→ AIM OF THE EXERCISE
Every line of the material is to be quoted verbatim, minus the pictures.

→ DATA LINES
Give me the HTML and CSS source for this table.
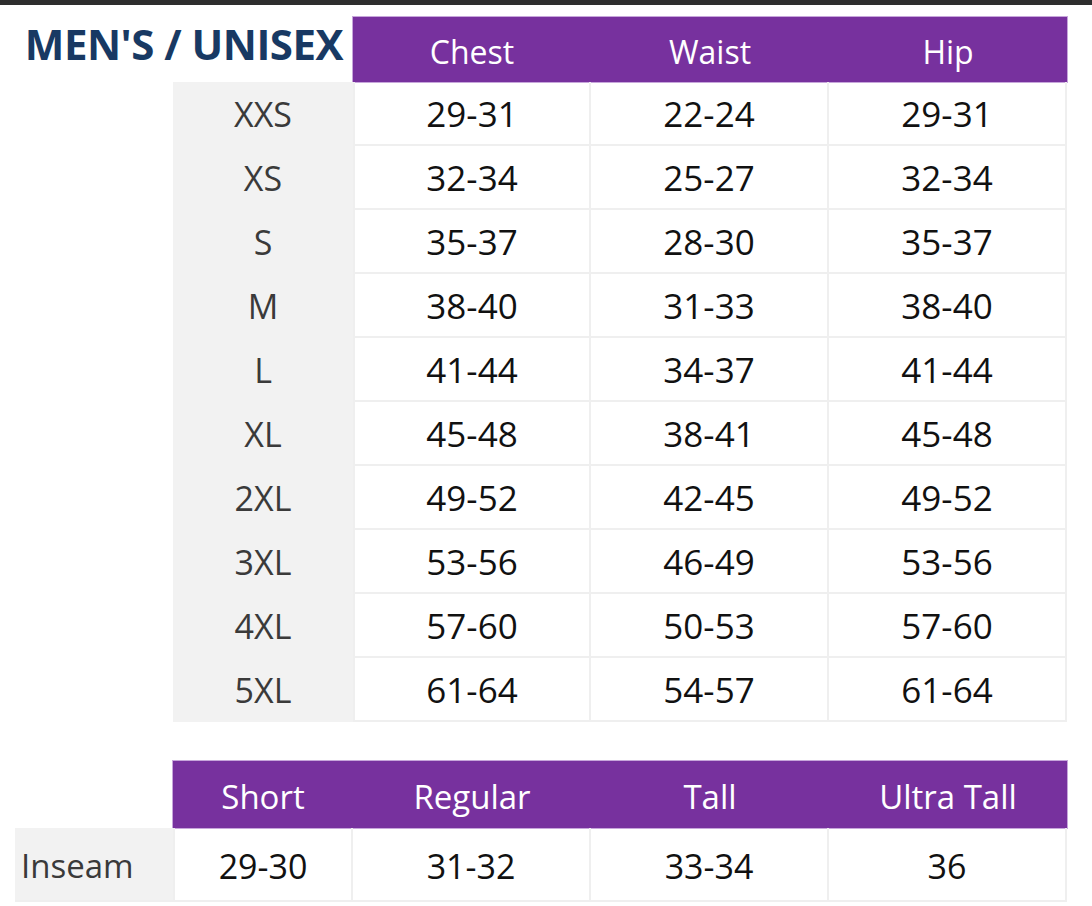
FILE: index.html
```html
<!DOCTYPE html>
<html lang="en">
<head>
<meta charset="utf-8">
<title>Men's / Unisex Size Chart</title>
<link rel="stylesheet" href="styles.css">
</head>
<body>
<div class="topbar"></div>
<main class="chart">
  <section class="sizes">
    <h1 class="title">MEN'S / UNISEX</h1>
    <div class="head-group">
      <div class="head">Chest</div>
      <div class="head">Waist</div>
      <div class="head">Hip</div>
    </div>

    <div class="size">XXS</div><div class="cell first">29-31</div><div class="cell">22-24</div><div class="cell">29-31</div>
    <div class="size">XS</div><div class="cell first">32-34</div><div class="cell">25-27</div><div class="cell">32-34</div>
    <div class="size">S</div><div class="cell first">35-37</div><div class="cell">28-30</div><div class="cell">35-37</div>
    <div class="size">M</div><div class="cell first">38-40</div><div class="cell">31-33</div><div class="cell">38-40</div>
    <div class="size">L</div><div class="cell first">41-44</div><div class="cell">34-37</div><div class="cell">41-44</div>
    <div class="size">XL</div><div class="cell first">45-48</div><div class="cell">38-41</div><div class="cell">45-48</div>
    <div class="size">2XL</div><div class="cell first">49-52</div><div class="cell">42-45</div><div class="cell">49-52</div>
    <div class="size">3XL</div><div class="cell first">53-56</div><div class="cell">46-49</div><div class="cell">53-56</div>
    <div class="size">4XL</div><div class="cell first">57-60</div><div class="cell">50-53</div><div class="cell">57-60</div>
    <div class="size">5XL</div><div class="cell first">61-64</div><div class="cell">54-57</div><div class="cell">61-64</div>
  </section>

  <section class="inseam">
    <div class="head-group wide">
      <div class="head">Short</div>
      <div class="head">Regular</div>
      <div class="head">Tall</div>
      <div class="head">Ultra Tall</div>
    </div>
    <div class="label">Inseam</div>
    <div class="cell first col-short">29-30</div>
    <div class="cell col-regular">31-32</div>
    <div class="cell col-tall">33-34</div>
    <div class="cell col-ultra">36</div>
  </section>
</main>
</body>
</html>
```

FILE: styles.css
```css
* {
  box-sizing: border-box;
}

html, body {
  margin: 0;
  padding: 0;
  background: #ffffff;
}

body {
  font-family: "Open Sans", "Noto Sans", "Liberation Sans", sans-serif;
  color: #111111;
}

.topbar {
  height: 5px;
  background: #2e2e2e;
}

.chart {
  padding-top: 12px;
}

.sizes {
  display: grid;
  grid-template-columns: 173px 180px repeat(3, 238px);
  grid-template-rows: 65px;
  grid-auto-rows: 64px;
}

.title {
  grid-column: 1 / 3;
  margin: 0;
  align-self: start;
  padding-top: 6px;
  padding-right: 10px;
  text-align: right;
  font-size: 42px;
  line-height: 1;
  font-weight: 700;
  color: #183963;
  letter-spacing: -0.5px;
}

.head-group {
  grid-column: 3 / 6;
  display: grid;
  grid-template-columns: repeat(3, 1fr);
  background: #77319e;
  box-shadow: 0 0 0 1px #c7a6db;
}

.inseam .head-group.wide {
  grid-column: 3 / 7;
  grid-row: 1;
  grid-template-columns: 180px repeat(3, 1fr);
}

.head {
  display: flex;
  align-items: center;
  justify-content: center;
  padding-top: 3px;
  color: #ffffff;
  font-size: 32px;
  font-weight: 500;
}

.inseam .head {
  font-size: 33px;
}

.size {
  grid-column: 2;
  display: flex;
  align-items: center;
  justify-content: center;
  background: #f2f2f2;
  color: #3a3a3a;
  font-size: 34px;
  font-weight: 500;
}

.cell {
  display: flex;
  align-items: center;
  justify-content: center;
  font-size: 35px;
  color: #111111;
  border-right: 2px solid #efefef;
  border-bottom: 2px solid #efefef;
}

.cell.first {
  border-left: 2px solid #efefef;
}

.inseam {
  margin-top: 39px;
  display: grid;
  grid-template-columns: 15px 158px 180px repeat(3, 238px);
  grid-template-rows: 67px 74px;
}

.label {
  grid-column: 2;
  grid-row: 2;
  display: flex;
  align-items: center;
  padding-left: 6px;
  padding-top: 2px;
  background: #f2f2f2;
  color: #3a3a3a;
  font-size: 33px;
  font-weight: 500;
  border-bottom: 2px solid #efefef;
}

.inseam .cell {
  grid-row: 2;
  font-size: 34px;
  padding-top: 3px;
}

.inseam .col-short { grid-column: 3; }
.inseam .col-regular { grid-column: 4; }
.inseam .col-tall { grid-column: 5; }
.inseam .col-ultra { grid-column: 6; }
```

→ TASK ANSWER
Give me the HTML and CSS source for this table.
FILE: index.html
```html
<!DOCTYPE html>
<html lang="en">
<head>
<meta charset="utf-8">
<title>Men's / Unisex Size Chart</title>
<link rel="stylesheet" href="styles.css">
</head>
<body>
<div class="topbar"></div>
<main class="chart">
  <section class="sizes">
    <h1 class="title">MEN'S / UNISEX</h1>
    <div class="head-group">
      <div class="head">Chest</div>
      <div class="head">Waist</div>
      <div class="head">Hip</div>
    </div>

    <div class="size">XXS</div><div class="cell first">29-31</div><div class="cell">22-24</div><div class="cell">29-31</div>
    <div class="size">XS</div><div class="cell first">32-34</div><div class="cell">25-27</div><div class="cell">32-34</div>
    <div class="size">S</div><div class="cell first">35-37</div><div class="cell">28-30</div><div class="cell">35-37</div>
    <div class="size">M</div><div class="cell first">38-40</div><div class="cell">31-33</div><div class="cell">38-40</div>
    <div class="size">L</div><div class="cell first">41-44</div><div class="cell">34-37</div><div class="cell">41-44</div>
    <div class="size">XL</div><div class="cell first">45-48</div><div class="cell">38-41</div><div class="cell">45-48</div>
    <div class="size">2XL</div><div class="cell first">49-52</div><div class="cell">42-45</div><div class="cell">49-52</div>
    <div class="size">3XL</div><div class="cell first">53-56</div><div class="cell">46-49</div><div class="cell">53-56</div>
    <div class="size">4XL</div><div class="cell first">57-60</div><div class="cell">50-53</div><div class="cell">57-60</div>
    <div class="size">5XL</div><div class="cell first">61-64</div><div class="cell">54-57</div><div class="cell">61-64</div>
  </section>

  <section class="inseam">
    <div class="head-group wide">
      <div class="head">Short</div>
      <div class="head">Regular</div>
      <div class="head">Tall</div>
      <div class="head">Ultra Tall</div>
    </div>
    <div class="label">Inseam</div>
    <div class="cell first col-short">29-30</div>
    <div class="cell col-regular">31-32</div>
    <div class="cell col-tall">33-34</div>
    <div class="cell col-ultra">36</div>
  </section>
</main>
</body>
</html>
```

FILE: styles.css
```css
* {
  box-sizing: border-box;
}

html, body {
  margin: 0;
  padding: 0;
  background: #ffffff;
}

body {
  font-family: "Open Sans", "Noto Sans", "Liberation Sans", sans-serif;
  color: #111111;
}

.topbar {
  height: 5px;
  background: #2e2e2e;
}

.chart {
  padding-top: 12px;
}

.sizes {
  display: grid;
  grid-template-columns: 173px 180px repeat(3, 238px);
  grid-template-rows: 65px;
  grid-auto-rows: 64px;
}

.title {
  grid-column: 1 / 3;
  margin: 0;
  align-self: start;
  padding-top: 6px;
  padding-right: 10px;
  text-align: right;
  font-size: 42px;
  line-height: 1;
  font-weight: 700;
  color: #183963;
  letter-spacing: -0.5px;
}

.head-group {
  grid-column: 3 / 6;
  display: grid;
  grid-template-columns: repeat(3, 1fr);
  background: #77319e;
  box-shadow: 0 0 0 1px #c7a6db;
}

.inseam .head-group.wide {
  grid-column: 3 / 7;
  grid-row: 1;
  grid-template-columns: 180px repeat(3, 1fr);
}

.head {
  display: flex;
  align-items: center;
  justify-content: center;
  padding-top: 3px;
  color: #ffffff;
  font-size: 32px;
  font-weight: 500;
}

.inseam .head {
  font-size: 33px;
}

.size {
  grid-column: 2;
  display: flex;
  align-items: center;
  justify-content: center;
  background: #f2f2f2;
  color: #3a3a3a;
  font-size: 34px;
  font-weight: 500;
}

.cell {
  display: flex;
  align-items: center;
  justify-content: center;
  font-size: 35px;
  color: #111111;
  border-right: 2px solid #efefef;
  border-bottom: 2px solid #efefef;
}

.cell.first {
  border-left: 2px solid #efefef;
}

.inseam {
  margin-top: 39px;
  display: grid;
  grid-template-columns: 15px 158px 180px repeat(3, 238px);
  grid-template-rows: 67px 74px;
}

.label {
  grid-column: 2;
  grid-row: 2;
  display: flex;
  align-items: center;
  padding-left: 6px;
  padding-top: 2px;
  background: #f2f2f2;
  color: #3a3a3a;
  font-size: 33px;
  font-weight: 500;
  border-bottom: 2px solid #efefef;
}

.inseam .cell {
  grid-row: 2;
  font-size: 34px;
  padding-top: 3px;
}

.inseam .col-short { grid-column: 3; }
.inseam .col-regular { grid-column: 4; }
.inseam .col-tall { grid-column: 5; }
.inseam .col-ultra { grid-column: 6; }
```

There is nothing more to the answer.